# PROBLEM DETAILS
Find every line in the records below that holds the word "this" and copy it.

# DATA ENTRIES
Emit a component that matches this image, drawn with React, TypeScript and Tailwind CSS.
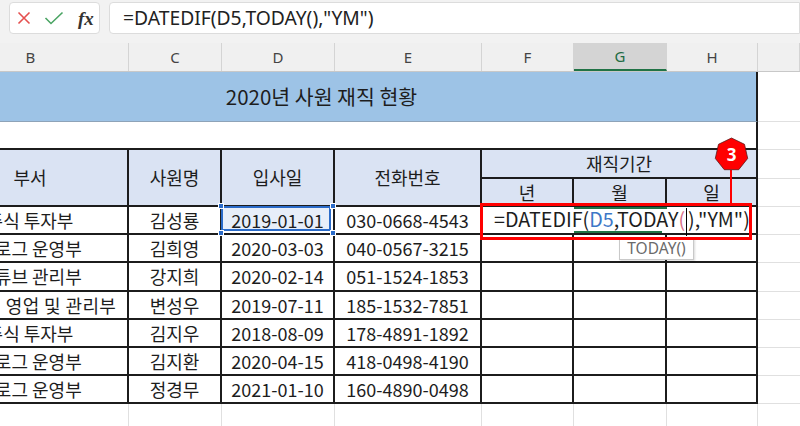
import React from "react";

const KR = "font-['Noto_Sans_CJK_KR','Noto_Sans',sans-serif]";

const rows = [
  { dept: "주식 투자부", name: "김성룡", date: "2019-01-01", phone: "030-0668-4543", shift: "" },
  { dept: "블로그 운영부", name: "김희영", date: "2020-03-03", phone: "040-0567-3215", shift: "" },
  { dept: "유튜브 관리부", name: "강지희", date: "2020-02-14", phone: "051-1524-1853", shift: "" },
  { dept: "영업 및 관리부", name: "변성우", date: "2019-07-11", phone: "185-1532-7851", shift: "pl-[62px] tracking-[0.4px]" },
  { dept: "주식 투자부", name: "김지우", date: "2018-08-09", phone: "178-4891-1892", shift: "" },
  { dept: "블로그 운영부", name: "김지환", date: "2020-04-15", phone: "418-0498-4190", shift: "" },
  { dept: "블로그 운영부", name: "정경무", date: "2021-01-10", phone: "160-4890-0498", shift: "" },
];

const letters = ["B", "C", "D", "E", "F", "G", "H", ""];

// cell with black table borders
const td = "border-r-2 border-b-2 border-[#1c1c1c] flex items-center justify-center";
const grid = "border-b border-[#e0e0e0]";

export default function App() {
  return (
    <div className={`w-[800px] h-[426px] overflow-hidden bg-white relative ${KR} text-[#1d1d1d]`}>
      {/* formula bar */}
      <div className="h-[43px] bg-[#f2f2f2] flex items-start pt-[2px]">
        <div className="ml-[9px] w-[91px] h-[32px] bg-white border border-[#dcdcdc] rounded-[4px] flex items-center">
          <svg width="14" height="14" viewBox="0 0 14 14" className="ml-[7px]">
            <path d="M1.5 1.5 L12.5 12.5 M12.5 1.5 L1.5 12.5" stroke="#e5504f" strokeWidth="1.6" fill="none" />
          </svg>
          <svg width="20" height="14" viewBox="0 0 20 14" className="ml-[13px]">
            <path d="M1.5 7 L7 12.5 L18.5 1.5" stroke="#4aa463" strokeWidth="1.6" fill="none" />
          </svg>
          <span className="ml-[14px] font-['Liberation_Serif',serif] italic font-bold text-[19px] text-[#333] leading-none">fx</span>
        </div>
        <div className="ml-[9px] flex-1 h-[32px] bg-white border border-[#dcdcdc] rounded-l-[4px] flex items-center pl-[13px] font-['Noto_Sans',sans-serif] text-[19.3px] text-[#222]">
          =DATEDIF(D5,TODAY(),"YM")
        </div>
      </div>

      {/* column headers */}
      <div className="ml-[-67px] grid grid-cols-[196px_93px_113px_147px_92px_93px_91px_1fr] h-[29px] bg-[#f0f0f0] border-b border-[#c8c8c8] font-['Noto_Sans',sans-serif] text-[15px] text-[#444]">
        {letters.map((l, i) => (
          <div
            key={i}
            className={`flex items-center justify-center border-r border-[#d4d4d4] ${
              l === "G" ? "bg-[#d4d4d4] text-[#1e6b43] border-b-2 border-b-[#217346]" : ""
            }`}
          >
            {l}
          </div>
        ))}
      </div>

      {/* sheet */}
      <div className="ml-[-67px] grid grid-cols-[196px_93px_113px_147px_92px_93px_91px_1fr] grid-rows-[50px_28px_29px_28px_28px_28px_29px_28px_28px_28px_28px_28px] text-[18px]">
        {/* row 1 title */}
        <div className="col-span-7 bg-[#9dc3e6] border-r-2 border-r-[#1c1c1c] border-b border-b-[#8ea3b8] flex items-center justify-center pr-[46px] text-[20.5px]">
          2020년 사원 재직 현황
        </div>
        <div className={grid} />

        {/* row 2 */}
        <div className="col-span-7 border-r-2 border-b-2 border-[#1c1c1c]" />
        <div className={grid} />

        {/* header rows */}
        <div className={`${td} row-span-2 bg-[#dae3f3]`}>부서</div>
        <div className={`${td} row-span-2 bg-[#dae3f3]`}>사원명</div>
        <div className={`${td} row-span-2 bg-[#dae3f3]`}>입사일</div>
        <div className={`${td} row-span-2 bg-[#dae3f3]`}>전화번호</div>
        <div className={`${td} col-span-3 bg-[#dae3f3]`}>재직기간</div>
        <div className={grid} />
        <div className={`${td} bg-[#dae3f3]`}>년</div>
        <div className={`${td} bg-[#dae3f3]`}>월</div>
        <div className={`${td} bg-[#dae3f3]`}>일</div>
        <div className={grid} />

        {rows.map((r, i) => (
          <React.Fragment key={i}>
            <div className={`${td} ${r.shift} whitespace-nowrap`}>{r.dept}</div>
            <div className={td}>{r.name}</div>
            {i === 0 ? (
              <div className={`${td} relative`}>
                <div className="absolute inset-0 bottom-[2px] right-[2px] left-[-1px] top-[-1px] bg-[#e7eef9] border-2 border-[#2a6bc9]" />
                <span className="relative">{r.date}</span>
                <span className="absolute left-[-4px] top-[-4px] w-[6px] h-[6px] bg-[#2a6bc9] border border-white" />
                <span className="absolute right-[-3px] top-[-4px] w-[6px] h-[6px] bg-[#2a6bc9] border border-white" />
                <span className="absolute left-[-4px] bottom-[-3px] w-[6px] h-[6px] bg-[#2a6bc9] border border-white" />
                <span className="absolute right-[-3px] bottom-[-3px] w-[6px] h-[6px] bg-[#2a6bc9] border border-white" />
              </div>
            ) : (
              <div className={td}>{r.date}</div>
            )}
            <div className={td}>{r.phone}</div>
            {i === 0 ? (
              <div className="col-span-3 border-r-2 border-b-2 border-[#1c1c1c] bg-white relative flex items-center pl-[12px] whitespace-nowrap text-[19.7px]">
                <span className="absolute left-[92px] top-0 w-[93px] h-[2px] bg-[#217346]" />
                <span className="absolute left-[92px] bottom-0 w-[88px] h-[2px] bg-[#217346]" />
                <span>
                  =DATEDIF(<span className="text-[#3d78c7]">D5</span>,TODAY
                  <span className="text-[#d9708a]">(</span>
                  <span className="inline-block w-px h-[28px] bg-black align-middle mx-[1px]" />
                  ),"YM")
                </span>
              </div>
            ) : (
              <>
                <div className={td} />
                <div className={td} />
                <div className={td} />
              </>
            )}
            <div className={grid} />
          </React.Fragment>
        ))}

        {/* trailing empty row */}
        {letters.map((_, i) => (
          <div key={i} className={i < 7 ? "border-r border-[#e0e0e0]" : ""} />
        ))}
      </div>

      {/* tooltip */}
      <div className="absolute left-[619px] top-[238px] w-[75px] h-[22px] bg-white border border-[#c9c9c9] shadow-[1px_1px_2px_rgba(0,0,0,0.15)] flex items-center justify-center font-['Noto_Sans',sans-serif] text-[15.5px] text-[#6b6b6b]">
        TODAY()
      </div>

      {/* annotation */}
      <div className="absolute left-[480px] top-[203px] w-[272px] h-[37px] border-[3px] border-[#ff0000]" />
      <div className="absolute left-[730px] top-[170px] w-[2px] h-[34px] bg-[#ff0000]" />
      <svg className="absolute left-[714px] top-[137px]" width="35" height="36" viewBox="0 0 35 36">
        <polygon
          points="17.5,1 30.5,7.3 33.7,21.4 24.7,32.7 10.3,32.7 1.3,21.4 4.5,7.3"
          fill="#ff0000"
          stroke="#5a1a1a"
          strokeWidth="0.8"
        />
        <text x="17.5" y="24" textAnchor="middle" fontSize="17" fontWeight="bold" fill="#fff" fontFamily="Noto Sans, sans-serif">
          3
        </text>
      </svg>
    </div>
  );
}
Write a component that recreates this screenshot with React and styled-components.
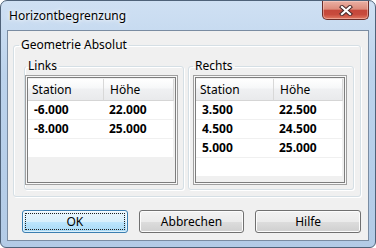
import React from "react";
import styled, { createGlobalStyle } from "styled-components";

const GlobalStyle = createGlobalStyle`
  html, body {
    margin: 0;
    padding: 0;
    background: #ffffff;
  }
  body {
    font-family: "Noto Sans", "Open Sans", sans-serif;
    font-size: 12px;
    color: #000;
  }
`;

const links = [
  ["-6.000", "22.000"],
  ["-8.000", "25.000"],
  ["", ""],
];

const rechts = [
  ["3.500", "22.500"],
  ["4.500", "24.500"],
  ["5.000", "25.000"],
  ["", ""],
];

function CloseIcon() {
  return (
    <svg width="14" height="11" viewBox="0 0 14 11">
      <g strokeLinecap="square">
        <path d="M3 2 L11 9 M11 2 L3 9" stroke="#4a2a2a" strokeWidth="4.2" />
        <path d="M3 2 L11 9 M11 2 L3 9" stroke="#ffffff" strokeWidth="2.2" />
      </g>
    </svg>
  );
}

function Table({ rows, col1, margin, legend, legendOffset }) {
  return (
    <Group $width={legend.width}>
      <Legend $offset={legendOffset}>{legend.text}</Legend>
      <ListView $margin={margin}>
        <Grid $col1={col1}>
          <HeaderCell>Station</HeaderCell>
          <HeaderCell>Höhe</HeaderCell>
          {rows.map((r, i) => (
            <React.Fragment key={i}>
              <Cell>{r[0]}</Cell>
              <Cell>{r[1]}</Cell>
            </React.Fragment>
          ))}
        </Grid>
      </ListView>
    </Group>
  );
}

export default function App() {
  return (
    <>
      <GlobalStyle />
      <Window>
        <TitleBar>
          <Title>Horizontbegrenzung</Title>
          <CloseButton>
            <CloseIcon />
          </CloseButton>
        </TitleBar>
        <Client>
          <OuterGroup>
            <Legend $offset={5}>Geometrie Absolut</Legend>
            <Columns>
              <Table
                rows={links}
                col1="76px"
                margin="1px 5px 0 0"
                legend={{ text: "Links", width: 160 }}
                legendOffset={1}
              />
              <Table
                rows={rechts}
                col1="78px"
                margin="1px 6px 0 4px"
                legend={{ text: "Rechts", width: 166 }}
                legendOffset={4}
              />
            </Columns>
          </OuterGroup>
          <Buttons>
            <Button $default>
              <Focus>OK</Focus>
            </Button>
            <Button>Abbrechen</Button>
            <Button>Hilfe</Button>
          </Buttons>
        </Client>
      </Window>
    </>
  );
}

const Window = styled.div`
  box-sizing: border-box;
  width: 376px;
  height: 248px;
  border: 1px solid #4f6279;
  border-radius: 7px 7px 6px 6px;
  background: linear-gradient(
    180deg,
    #cfe0f3 0%,
    #bcd3ec 30%,
    #b6cee9 70%,
    #b3cbe6 100%
  );
  display: flex;
  flex-direction: column;
  overflow: hidden;
`;

const TitleBar = styled.div`
  height: 29px;
  display: flex;
  justify-content: space-between;
  align-items: flex-start;
  padding: 0 6px 0 8px;
`;

const Title = styled.div`
  line-height: 30px;
  font-size: 12px;
  text-shadow: 0 0 6px rgba(255, 255, 255, 0.95), 0 0 3px rgba(255, 255, 255, 0.9);
`;

const CloseButton = styled.div`
  box-sizing: border-box;
  width: 47px;
  height: 19px;
  border: 1px solid #6b2e2a;
  border-top: none;
  border-radius: 0 0 5px 5px;
  background: linear-gradient(
    180deg,
    #eab0a4 0%,
    #dd8c7c 45%,
    #c5473a 52%,
    #c84b3d 75%,
    #e17a63 100%
  );
  box-shadow: inset 0 0 0 1px rgba(255, 220, 210, 0.45);
  display: flex;
  align-items: center;
  justify-content: center;
`;

const Client = styled.div`
  flex: 1;
  margin: 0 6px 6px;
  border: 1px solid #7a8ca2;
  background: #f0f0f0;
  padding: 6px 7px 0 5px;
  display: flex;
  flex-direction: column;
`;

const OuterGroup = styled.fieldset`
  box-sizing: border-box;
  height: 160px;
  margin: 0;
  padding: 0;
  min-width: 0;
  border: 1px solid #d5dfe5;
  border-radius: 3px;
  box-shadow: 1px 1px 0 #ffffff, inset 1px 1px 0 #ffffff;
`;

const Group = styled(OuterGroup)`
  width: ${(p) => p.$width}px;
  height: 132px;
  flex: none;
`;

const Legend = styled.legend`
  margin-left: ${(p) => p.$offset}px;
  padding: 0 2px;
  line-height: 16px;
  font-size: 12px;
  color: #000;
`;

const Columns = styled.div`
  display: flex;
  gap: 4px;
  padding: 5px 6px 0 10px;
`;

const ListView = styled.div`
  box-sizing: border-box;
  height: 110px;
  margin: ${(p) => p.$margin};
  border: 1px solid #a0a0a0;
  box-shadow: inset 0 0 0 1px #f8f8f8, inset 0 0 0 2px #7d7d7d;
  background: #f0f0f0;
  padding: 3px 3px 0 2px;
`;

const Grid = styled.div`
  display: grid;
  grid-template-columns: ${(p) => p.$col1} 1fr;
  grid-auto-rows: 19px;
  grid-template-rows: 22px;
`;

const HeaderCell = styled.div`
  box-sizing: border-box;
  padding-left: 4px;
  line-height: 21px;
  background: linear-gradient(180deg, #ffffff 0%, #f7f8f9 40%, #eff0f2 50%, #e9eaec 100%);
  border-bottom: 1px solid #d5d5d5;
  border-right: 1px solid #d8d8d8;
  white-space: nowrap;

  & + & {
    padding-left: 6px;
  }
`;

const Cell = styled.div`
  box-sizing: border-box;
  background: #ffffff;
  border-bottom: 1px solid #f0f0f0;
  padding-left: 5px;
  line-height: 18px;
  font-weight: bold;
  white-space: nowrap;

  &:nth-child(odd) {
    padding-left: 6px;
  }
  &:nth-child(even) {
    border-right: 1px solid #f0f0f0;
  }
`;

const Buttons = styled.div`
  display: flex;
  gap: 11px;
  margin-top: 13px;
  padding-left: 9px;
`;

const Button = styled.div`
  box-sizing: border-box;
  width: 106px;
  height: 23px;
  border: 1px solid ${(p) => (p.$default ? "#3c7fb1" : "#707070")};
  border-radius: 3px;
  background: ${(p) =>
    p.$default
      ? "linear-gradient(180deg, #eaf6fd 0%, #d9f0fc 50%, #bee6fd 51%, #a7d9f5 100%)"
      : "linear-gradient(180deg, #f2f2f2 0%, #ebebeb 50%, #dddddd 51%, #cfcfcf 100%)"};
  box-shadow: inset 0 0 0 1px
    ${(p) => (p.$default ? "rgba(255,255,255,0.6)" : "#fcfcfc")};
  display: flex;
  align-items: center;
  justify-content: center;
  font-size: 12px;
  line-height: 21px;
  padding: ${(p) => (p.$default ? "2px" : "0")};
`;

const Focus = styled.div`
  flex: 1;
  align-self: stretch;
  border: 1px dotted #202020;
  display: flex;
  align-items: center;
  justify-content: center;
  line-height: 15px;
`;
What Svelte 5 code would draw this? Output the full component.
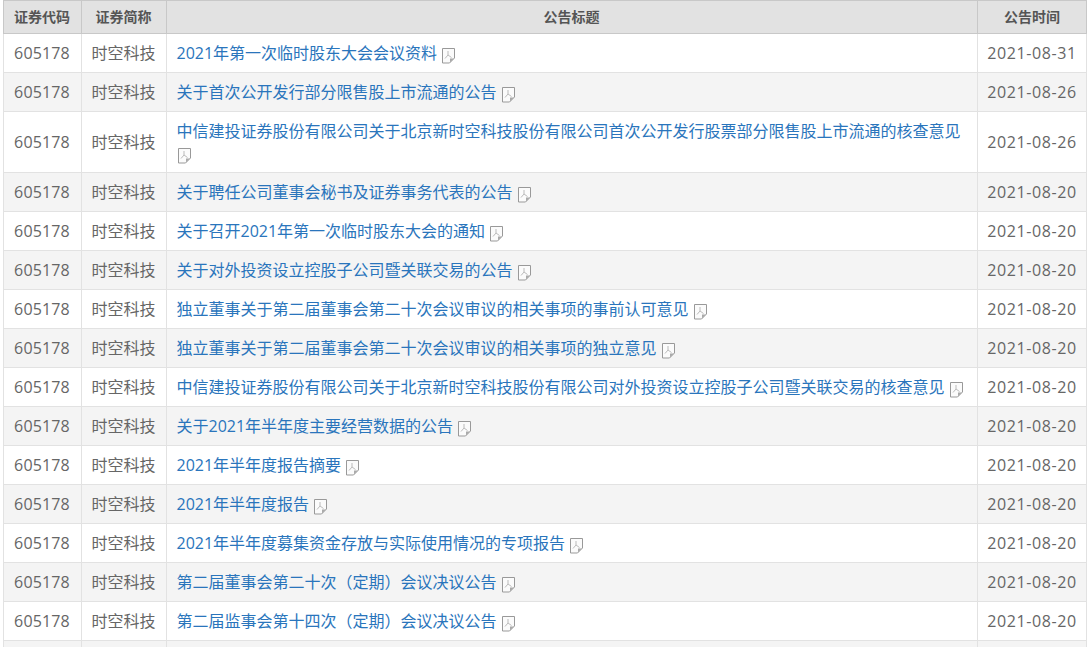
<script>
  const rows = [
    ['2021年第一次临时股东大会会议资料','2021-08-31'],
    ['关于首次公开发行部分限售股上市流通的公告','2021-08-26'],
    ['中信建投证券股份有限公司关于北京新时空科技股份有限公司首次公开发行股票部分限售股上市流通的核查意见','2021-08-26'],
    ['关于聘任公司董事会秘书及证券事务代表的公告','2021-08-20'],
    ['关于召开2021年第一次临时股东大会的通知','2021-08-20'],
    ['关于对外投资设立控股子公司暨关联交易的公告','2021-08-20'],
    ['独立董事关于第二届董事会第二十次会议审议的相关事项的事前认可意见','2021-08-20'],
    ['独立董事关于第二届董事会第二十次会议审议的相关事项的独立意见','2021-08-20'],
    ['中信建投证券股份有限公司关于北京新时空科技股份有限公司对外投资设立控股子公司暨关联交易的核查意见','2021-08-20'],
    ['关于2021年半年度主要经营数据的公告','2021-08-20'],
    ['2021年半年度报告摘要','2021-08-20'],
    ['2021年半年度报告','2021-08-20'],
    ['2021年半年度募集资金存放与实际使用情况的专项报告','2021-08-20'],
    ['第二届董事会第二十次（定期）会议决议公告','2021-08-20'],
    ['第二届监事会第十四次（定期）会议决议公告','2021-08-20'],
    ['','']
  ];
</script>

<div class="wrap">
  <table>
    <colgroup><col class="c1" /><col class="c2" /><col /><col class="c4" /></colgroup>
    <thead>
      <tr><th class="nudge">证券代码</th><th class="nudge">证券简称</th><th class="nudge">公告标题</th><th>公告时间</th></tr>
    </thead>
    <tbody>
      {#each rows as r}
        <tr>
          <td class="ctr code nudge">{r[0] ? '605178' : ''}</td>
          <td class="ctr nudge">{r[0] ? '时空科技' : ''}</td>
          <td class="title">
            {#if r[0]}
              <a href="#top">{r[0]}</a>
              <svg class="pdf" width="15" height="17" viewBox="0 0 15 17" aria-hidden="true">
                <path d="M1.5 1.5H13.5V11L8.5 16H1.5Z" fill="#fbfbfb" stroke="#999" />
                <path d="M13 11.5H9V15.5Z" fill="#aaa" />
                <path d="M7 4V8M7 8L4 11.5M7 8L10.5 10.5" fill="none" stroke="#bbb" />
              </svg>
            {/if}
          </td>
          <td class="ctr date">{r[1]}</td>
        </tr>
      {/each}
    </tbody>
  </table>
</div>

<style>
  :global(body) { margin: 0; background: #fff; overflow: hidden; }
  .wrap { padding-left: 3px; width: 1084px; height: 647px; overflow: hidden; }
  table {
    width: 1084px;
    table-layout: fixed;
    border-collapse: collapse;
    font-family: "Open Sans", "Noto Sans CJK SC", sans-serif;
    font-size: 16px;
    color: #666;
  }
  .c1 { width: 78px; }
  .c2 { width: 85px; }
  .c4 { width: 109px; }
  th {
    box-sizing: border-box;
    height: 33px;
    padding: 0;
    background: #e2e2e2;
    border: 1px solid #c8c8c8;
    font-size: 14px;
    line-height: 30px;
    font-weight: bold;
    color: #555;
    text-align: center;
  }
  td {
    box-sizing: border-box;
    height: 39px;
    padding: 0;
    border: 1px solid #e2e2e2;
    line-height: 22px;
  }
  tbody tr:nth-child(even) td { background: #f4f4f4; }
  .ctr { text-align: center; }
  th.nudge, td.nudge { padding-right: 1px; }
  .code { letter-spacing: 0.15px; }
  .date { letter-spacing: 0.6px; }
  .title { padding: 8px 10px 8px 9.5px; }
  a { color: #2a75bc; text-decoration: none; }
  .pdf { vertical-align: -5px; }
</style>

# PROBLEM SOLUTION
Emit a component that matches this image, drawn with React, TypeScript and Tailwind CSS.
Write a component that recreates this screenshot with React and styled-components.
What Svelte 5 code would draw this? Output the full component.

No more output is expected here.